Exercise prompt - Pull each line holding the word "Emit" from the data.

Records for the task -
....................
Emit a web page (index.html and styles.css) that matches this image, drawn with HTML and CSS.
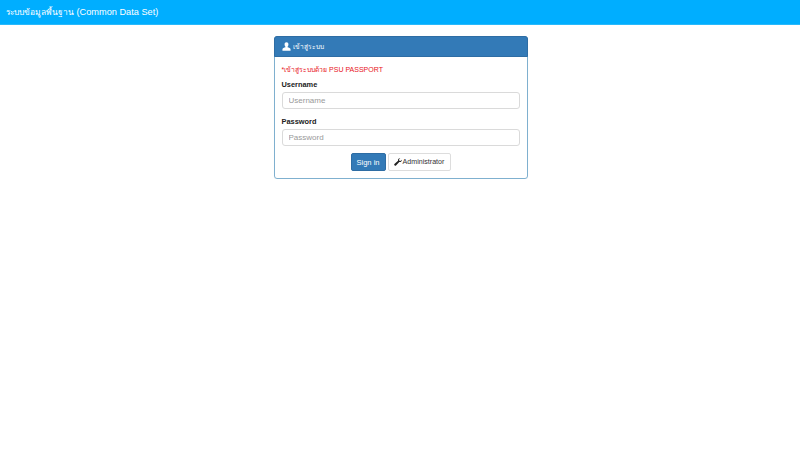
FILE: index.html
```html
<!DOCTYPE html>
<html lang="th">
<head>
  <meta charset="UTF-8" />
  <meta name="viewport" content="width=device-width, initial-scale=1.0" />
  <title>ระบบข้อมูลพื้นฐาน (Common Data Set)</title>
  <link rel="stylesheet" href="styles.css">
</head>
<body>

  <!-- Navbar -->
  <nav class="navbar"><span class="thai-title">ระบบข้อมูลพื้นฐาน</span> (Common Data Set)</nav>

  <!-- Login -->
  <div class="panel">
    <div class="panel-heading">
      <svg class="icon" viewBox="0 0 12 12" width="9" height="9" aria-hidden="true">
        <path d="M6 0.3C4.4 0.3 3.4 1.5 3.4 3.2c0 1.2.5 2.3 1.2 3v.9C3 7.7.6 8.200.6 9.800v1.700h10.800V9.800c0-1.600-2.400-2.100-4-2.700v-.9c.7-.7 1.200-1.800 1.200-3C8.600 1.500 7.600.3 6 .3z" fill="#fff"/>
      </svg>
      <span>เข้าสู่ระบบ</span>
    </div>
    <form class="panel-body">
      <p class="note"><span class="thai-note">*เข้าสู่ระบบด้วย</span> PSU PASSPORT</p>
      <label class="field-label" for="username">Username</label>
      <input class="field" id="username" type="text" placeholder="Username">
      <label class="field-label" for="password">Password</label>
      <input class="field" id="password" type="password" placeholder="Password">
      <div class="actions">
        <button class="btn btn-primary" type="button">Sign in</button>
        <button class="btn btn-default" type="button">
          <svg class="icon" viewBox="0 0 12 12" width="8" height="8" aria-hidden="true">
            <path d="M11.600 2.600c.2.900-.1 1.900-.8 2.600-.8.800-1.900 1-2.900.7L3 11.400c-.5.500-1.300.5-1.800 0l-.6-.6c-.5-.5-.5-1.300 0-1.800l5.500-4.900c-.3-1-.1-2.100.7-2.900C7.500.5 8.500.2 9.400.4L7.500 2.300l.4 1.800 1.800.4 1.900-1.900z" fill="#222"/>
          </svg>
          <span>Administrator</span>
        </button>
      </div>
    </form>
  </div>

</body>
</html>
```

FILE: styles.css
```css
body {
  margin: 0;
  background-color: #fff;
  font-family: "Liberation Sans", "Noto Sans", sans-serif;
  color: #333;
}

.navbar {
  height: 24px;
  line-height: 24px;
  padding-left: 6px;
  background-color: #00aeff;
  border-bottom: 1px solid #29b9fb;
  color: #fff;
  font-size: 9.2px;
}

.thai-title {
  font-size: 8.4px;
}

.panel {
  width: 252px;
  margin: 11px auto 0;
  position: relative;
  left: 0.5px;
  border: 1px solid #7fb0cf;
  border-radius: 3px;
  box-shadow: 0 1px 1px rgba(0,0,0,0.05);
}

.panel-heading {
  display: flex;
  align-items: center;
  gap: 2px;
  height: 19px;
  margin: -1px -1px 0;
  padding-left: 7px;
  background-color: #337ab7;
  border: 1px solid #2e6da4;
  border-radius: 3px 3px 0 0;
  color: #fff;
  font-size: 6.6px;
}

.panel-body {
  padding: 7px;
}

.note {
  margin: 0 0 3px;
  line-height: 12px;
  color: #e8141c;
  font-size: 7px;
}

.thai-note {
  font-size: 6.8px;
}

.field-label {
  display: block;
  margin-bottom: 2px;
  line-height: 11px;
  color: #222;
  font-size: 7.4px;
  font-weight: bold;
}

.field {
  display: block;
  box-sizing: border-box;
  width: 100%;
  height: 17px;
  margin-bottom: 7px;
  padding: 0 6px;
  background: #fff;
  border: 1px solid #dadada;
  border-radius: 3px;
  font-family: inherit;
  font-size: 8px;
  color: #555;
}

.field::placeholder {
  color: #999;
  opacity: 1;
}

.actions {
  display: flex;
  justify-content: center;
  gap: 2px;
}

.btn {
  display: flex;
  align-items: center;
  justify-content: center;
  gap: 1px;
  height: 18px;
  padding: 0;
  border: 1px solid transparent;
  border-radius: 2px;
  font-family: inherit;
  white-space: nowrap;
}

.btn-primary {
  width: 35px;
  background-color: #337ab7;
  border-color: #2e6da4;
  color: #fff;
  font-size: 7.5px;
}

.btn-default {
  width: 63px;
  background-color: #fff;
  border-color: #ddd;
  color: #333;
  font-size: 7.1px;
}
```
....................
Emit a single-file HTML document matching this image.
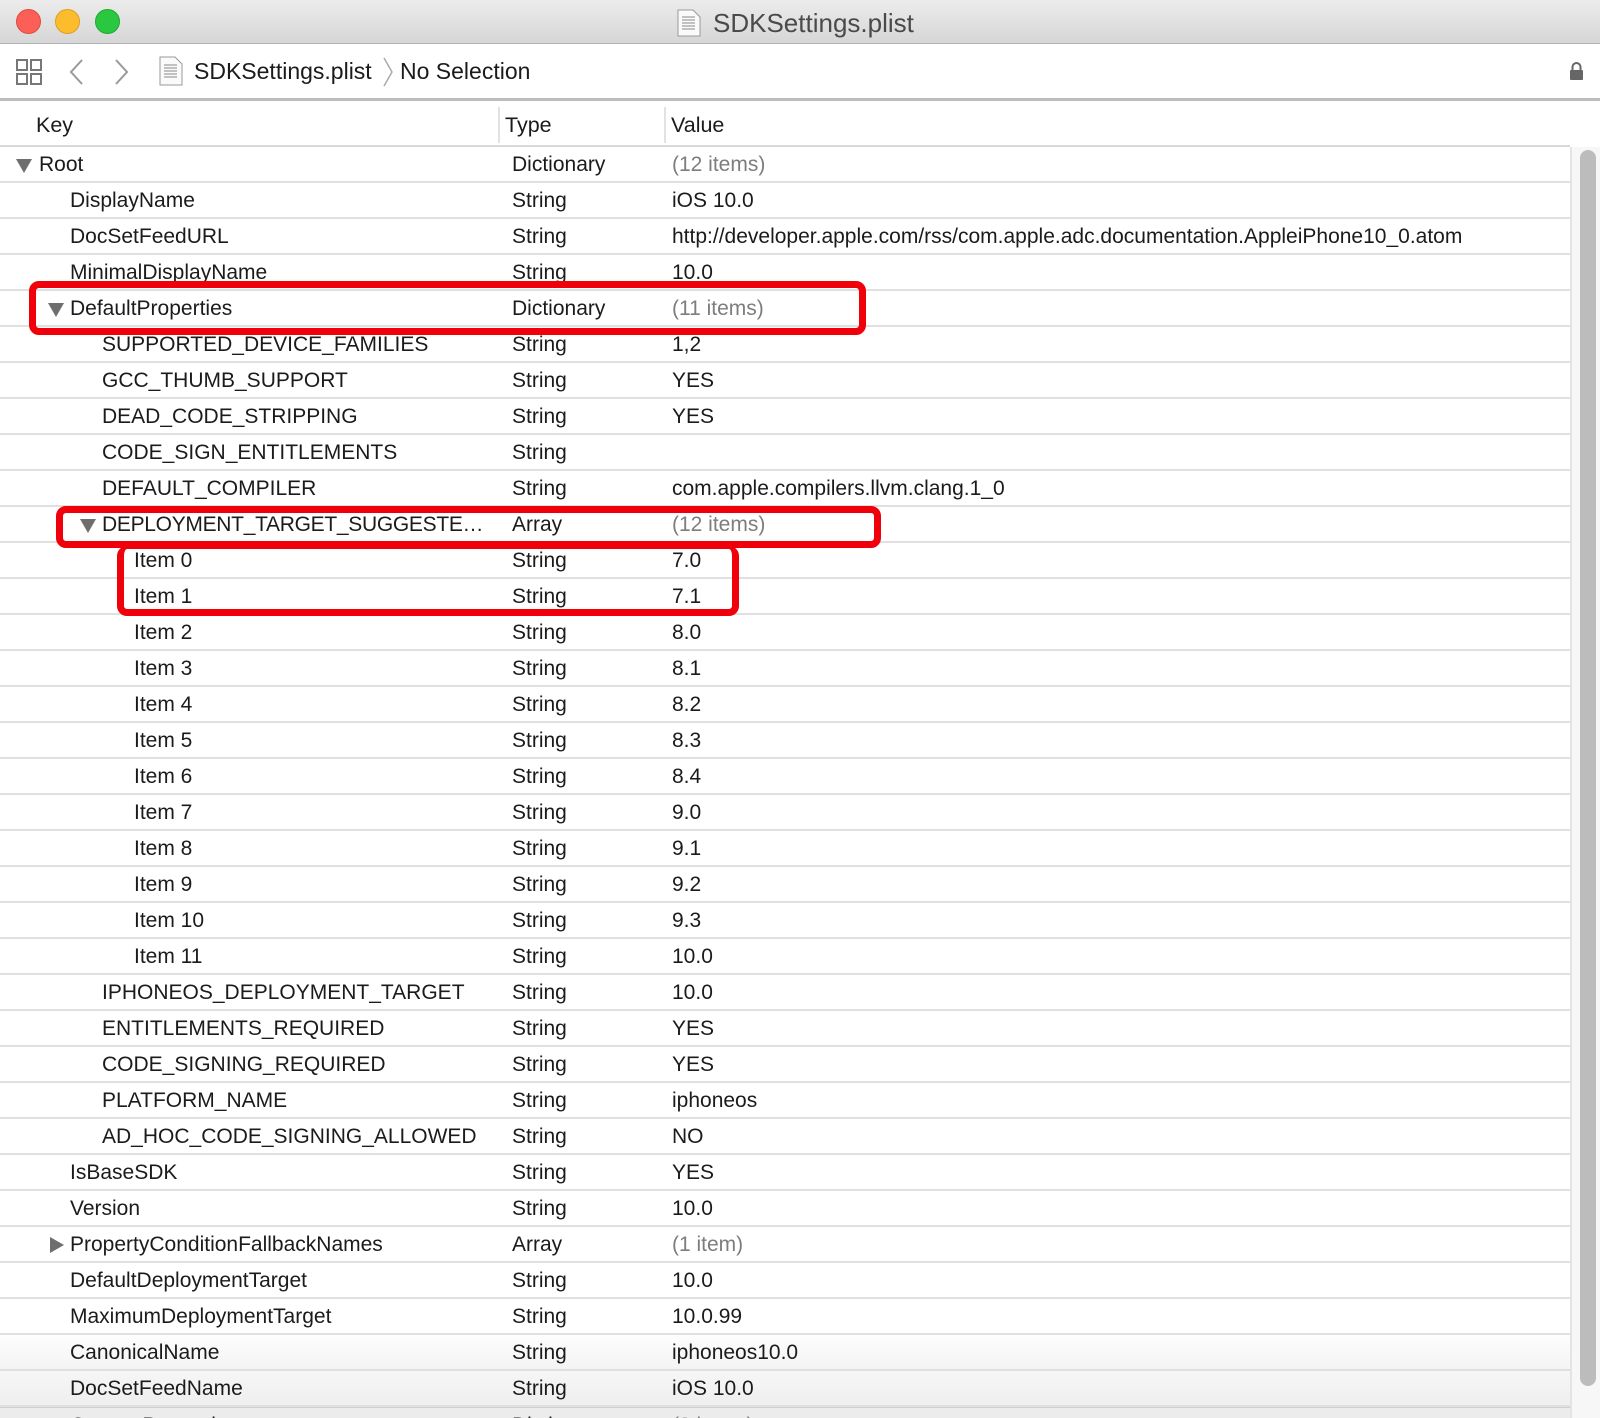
....................
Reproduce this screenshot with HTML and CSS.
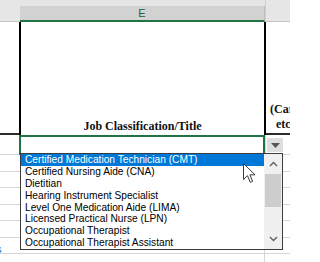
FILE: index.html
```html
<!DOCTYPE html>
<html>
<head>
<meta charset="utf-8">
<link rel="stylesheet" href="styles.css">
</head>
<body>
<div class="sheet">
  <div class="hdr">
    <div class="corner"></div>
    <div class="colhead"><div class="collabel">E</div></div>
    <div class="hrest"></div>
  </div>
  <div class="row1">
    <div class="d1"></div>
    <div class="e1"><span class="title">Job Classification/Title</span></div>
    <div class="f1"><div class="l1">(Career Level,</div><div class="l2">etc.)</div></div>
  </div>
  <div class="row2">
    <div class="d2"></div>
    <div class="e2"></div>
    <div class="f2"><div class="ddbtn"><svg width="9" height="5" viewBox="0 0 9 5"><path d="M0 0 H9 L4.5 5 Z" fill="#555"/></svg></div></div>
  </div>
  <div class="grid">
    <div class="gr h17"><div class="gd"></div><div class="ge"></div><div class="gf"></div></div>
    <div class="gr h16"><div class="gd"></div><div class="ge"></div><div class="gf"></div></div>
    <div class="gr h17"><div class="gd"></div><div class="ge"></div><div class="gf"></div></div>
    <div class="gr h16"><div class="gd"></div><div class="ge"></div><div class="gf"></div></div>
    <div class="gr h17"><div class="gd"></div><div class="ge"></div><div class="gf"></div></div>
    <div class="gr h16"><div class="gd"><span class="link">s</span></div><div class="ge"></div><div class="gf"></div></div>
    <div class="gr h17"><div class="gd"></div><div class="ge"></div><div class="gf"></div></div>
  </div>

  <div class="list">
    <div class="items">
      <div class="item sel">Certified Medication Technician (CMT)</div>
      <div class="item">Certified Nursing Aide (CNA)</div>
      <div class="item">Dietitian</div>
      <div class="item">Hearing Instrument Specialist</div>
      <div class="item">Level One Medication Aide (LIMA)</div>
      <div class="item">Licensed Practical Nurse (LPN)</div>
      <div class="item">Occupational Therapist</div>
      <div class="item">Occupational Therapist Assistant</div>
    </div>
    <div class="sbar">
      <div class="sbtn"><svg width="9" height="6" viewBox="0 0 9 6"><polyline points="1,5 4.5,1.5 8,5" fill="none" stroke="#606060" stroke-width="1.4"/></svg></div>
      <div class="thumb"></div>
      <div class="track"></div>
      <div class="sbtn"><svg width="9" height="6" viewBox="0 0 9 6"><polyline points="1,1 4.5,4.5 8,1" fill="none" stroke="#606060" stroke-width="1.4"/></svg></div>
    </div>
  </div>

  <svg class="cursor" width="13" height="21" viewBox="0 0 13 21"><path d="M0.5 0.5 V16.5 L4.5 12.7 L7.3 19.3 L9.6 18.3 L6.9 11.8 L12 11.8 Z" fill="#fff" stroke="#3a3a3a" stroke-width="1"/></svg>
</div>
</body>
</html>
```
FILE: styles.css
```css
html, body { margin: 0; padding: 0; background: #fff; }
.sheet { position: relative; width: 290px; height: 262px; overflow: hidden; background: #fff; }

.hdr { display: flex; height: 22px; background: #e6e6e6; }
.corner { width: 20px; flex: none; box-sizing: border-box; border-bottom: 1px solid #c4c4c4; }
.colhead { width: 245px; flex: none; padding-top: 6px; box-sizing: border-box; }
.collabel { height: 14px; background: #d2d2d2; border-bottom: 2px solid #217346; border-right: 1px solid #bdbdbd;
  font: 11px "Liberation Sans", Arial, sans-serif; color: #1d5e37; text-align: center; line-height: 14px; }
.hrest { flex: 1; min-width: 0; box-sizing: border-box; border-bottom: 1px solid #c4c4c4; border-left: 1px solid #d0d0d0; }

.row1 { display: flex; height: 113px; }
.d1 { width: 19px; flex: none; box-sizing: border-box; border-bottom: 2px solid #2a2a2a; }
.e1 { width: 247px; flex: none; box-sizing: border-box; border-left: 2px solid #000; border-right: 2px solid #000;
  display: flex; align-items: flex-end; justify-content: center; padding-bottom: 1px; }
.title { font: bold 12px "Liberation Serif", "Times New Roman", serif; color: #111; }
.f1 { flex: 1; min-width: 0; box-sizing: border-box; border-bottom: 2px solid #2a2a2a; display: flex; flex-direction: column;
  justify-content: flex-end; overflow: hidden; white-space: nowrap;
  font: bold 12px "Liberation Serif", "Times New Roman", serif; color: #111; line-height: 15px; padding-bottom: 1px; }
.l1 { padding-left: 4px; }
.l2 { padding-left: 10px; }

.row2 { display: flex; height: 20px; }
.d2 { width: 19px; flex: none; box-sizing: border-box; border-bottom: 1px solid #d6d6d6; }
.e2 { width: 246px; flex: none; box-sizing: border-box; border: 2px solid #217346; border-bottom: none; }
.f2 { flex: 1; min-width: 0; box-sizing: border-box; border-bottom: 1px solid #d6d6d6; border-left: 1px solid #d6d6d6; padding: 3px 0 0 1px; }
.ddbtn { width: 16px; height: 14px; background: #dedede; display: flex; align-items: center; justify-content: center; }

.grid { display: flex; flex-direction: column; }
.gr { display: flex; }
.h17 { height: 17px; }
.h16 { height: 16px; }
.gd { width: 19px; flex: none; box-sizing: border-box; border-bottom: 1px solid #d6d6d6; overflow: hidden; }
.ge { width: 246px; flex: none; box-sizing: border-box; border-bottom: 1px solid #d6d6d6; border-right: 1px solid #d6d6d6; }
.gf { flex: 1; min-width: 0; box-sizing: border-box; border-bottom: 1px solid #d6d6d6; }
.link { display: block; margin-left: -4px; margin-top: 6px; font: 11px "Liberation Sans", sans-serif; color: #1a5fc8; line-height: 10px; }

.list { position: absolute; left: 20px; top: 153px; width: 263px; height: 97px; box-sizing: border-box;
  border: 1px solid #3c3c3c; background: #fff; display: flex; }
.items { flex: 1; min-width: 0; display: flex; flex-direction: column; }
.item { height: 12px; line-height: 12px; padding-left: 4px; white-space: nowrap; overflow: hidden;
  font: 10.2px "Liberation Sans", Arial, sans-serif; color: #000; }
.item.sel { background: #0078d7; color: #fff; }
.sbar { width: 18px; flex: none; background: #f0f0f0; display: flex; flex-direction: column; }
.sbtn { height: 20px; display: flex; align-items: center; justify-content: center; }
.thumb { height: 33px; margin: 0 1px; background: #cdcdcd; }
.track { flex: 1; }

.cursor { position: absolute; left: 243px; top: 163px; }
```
....................
Output of the exercise -
Emit a web page (index.html and styles.css) that matches this image, drawn with HTML and CSS.
Emit a single-file HTML document matching this image.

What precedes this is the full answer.